Over the next three days my wife talked to the following people:

-A secretary in the Pier One Capital Projects division who bonded with my wife over herb growing techniques.

-A manager in the Property Development and Renovation office who gave my wife anything she wanted because he had to go pee.

-An Executive Vice President in the Store Construction branch who thought the whole thing was so damned funny that he gave her the buyer’s number and wished her luck.

-A buyer in Purchasing who was perplexed by how my wife got her phone number, so she coughed up the name of the tile company before she really thought about it.

I would have given up at least three times before this point and taken the “smear shit on the floor” option. My wife still looked neatly pressed and determined. Then the Pier One buyer mentioned that the tile company was situated about fifteen minutes from our house. My wife was within striking distance of her prey.

A nice sales rep at the tile company told her that this tile was made exclusively for Pier One. No, he couldn’t sell it to anyone else. No, they didn’t make exceptions. No, there was nothing he could do. No, there wasn’t anyone he could call, or anyone else she could talk to. No, he didn’t like to grow herbs.

I felt bad for my wife. She’d come so far, just to be crushed now. Then she asked the sales rep, “Isn’t there anything at all like this that you can sell me?” And the sales rep offered to sell her “seconds.” These were tiles that didn’t pass inspection because their color might be slightly off or something. And they were cheaper than any other tile we’d looked at. They may have been cheaper than shit. She almost broke her jaw saying yes.

My wife borrowed a truck and picked up the tile. We started opening boxes and realized why we got them so cheap.
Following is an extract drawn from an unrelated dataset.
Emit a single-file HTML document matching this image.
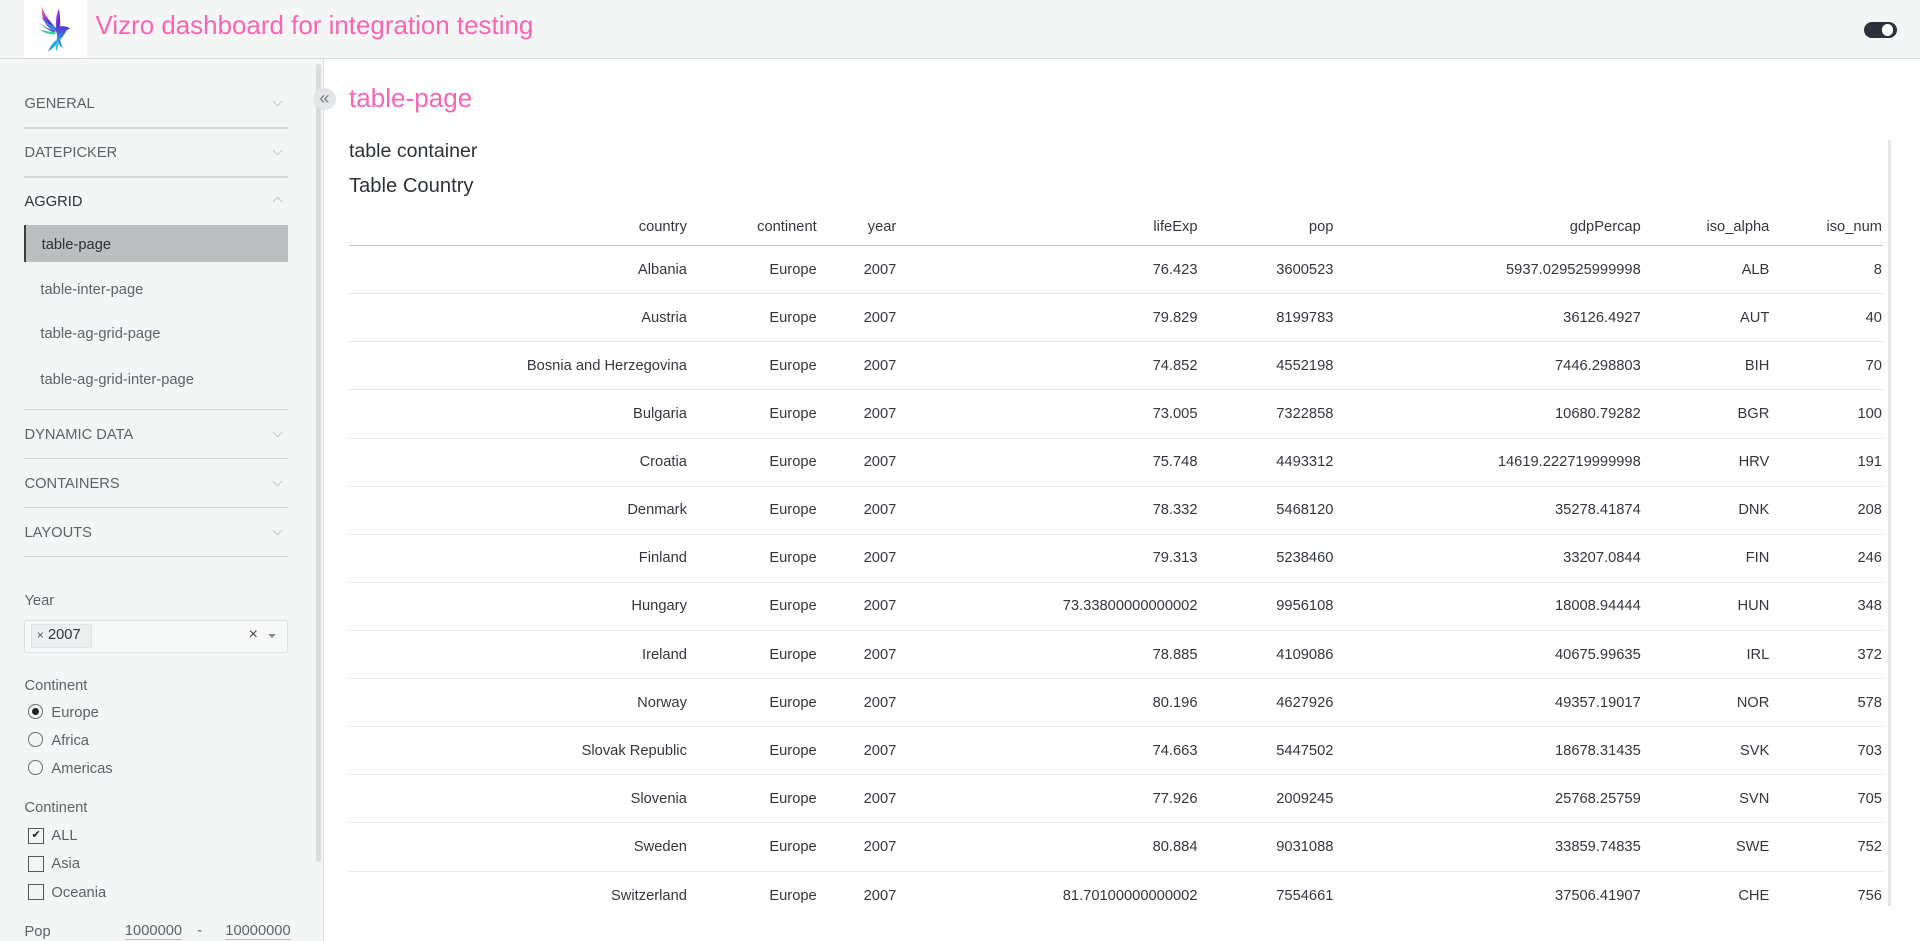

Twenty-four boxes were about the right color and size, but twelve boxes were two shades darker and an eighth of an inch larger. There was no way we could lay this tile and make it look decent. I wilted. She just puffed up to even more impressive dimensions and sat in the kitchen with a cup of Earl Gray tea and her thoughts.

The next day my wife called a friend who’s an interior designer, and she explained our problem. Our friend laughed as if this was no harder a problem than a plaid shirt with a striped tie. She directed us to a tile man she said could lay this tile and make it look like it was meant to have different colors and sizes, rather than like it was designed by a baboon smoking dope. And within a few days the tile man had done this thing, and my wife luxuriated in the kitchen she’d wanted, striven for, and smashed through every conceivable obstacle to secure.

My wife has convinced me forever that if she really wants something, she will attain it with the inevitability of space junk falling into Earth’s gravity well. In fact, if the eccentric scientists of the world possessed her determination, the Loch Ness Monster would be jumping through fiery hoops at Sea World right now. And this is a good thing. Maybe I can convince her to really, really want an in-home theater, a Ferrari, and a recreational flamethrower.

Sometimes my wife lounges here and contemplates her kill. Nice job on the tile, too.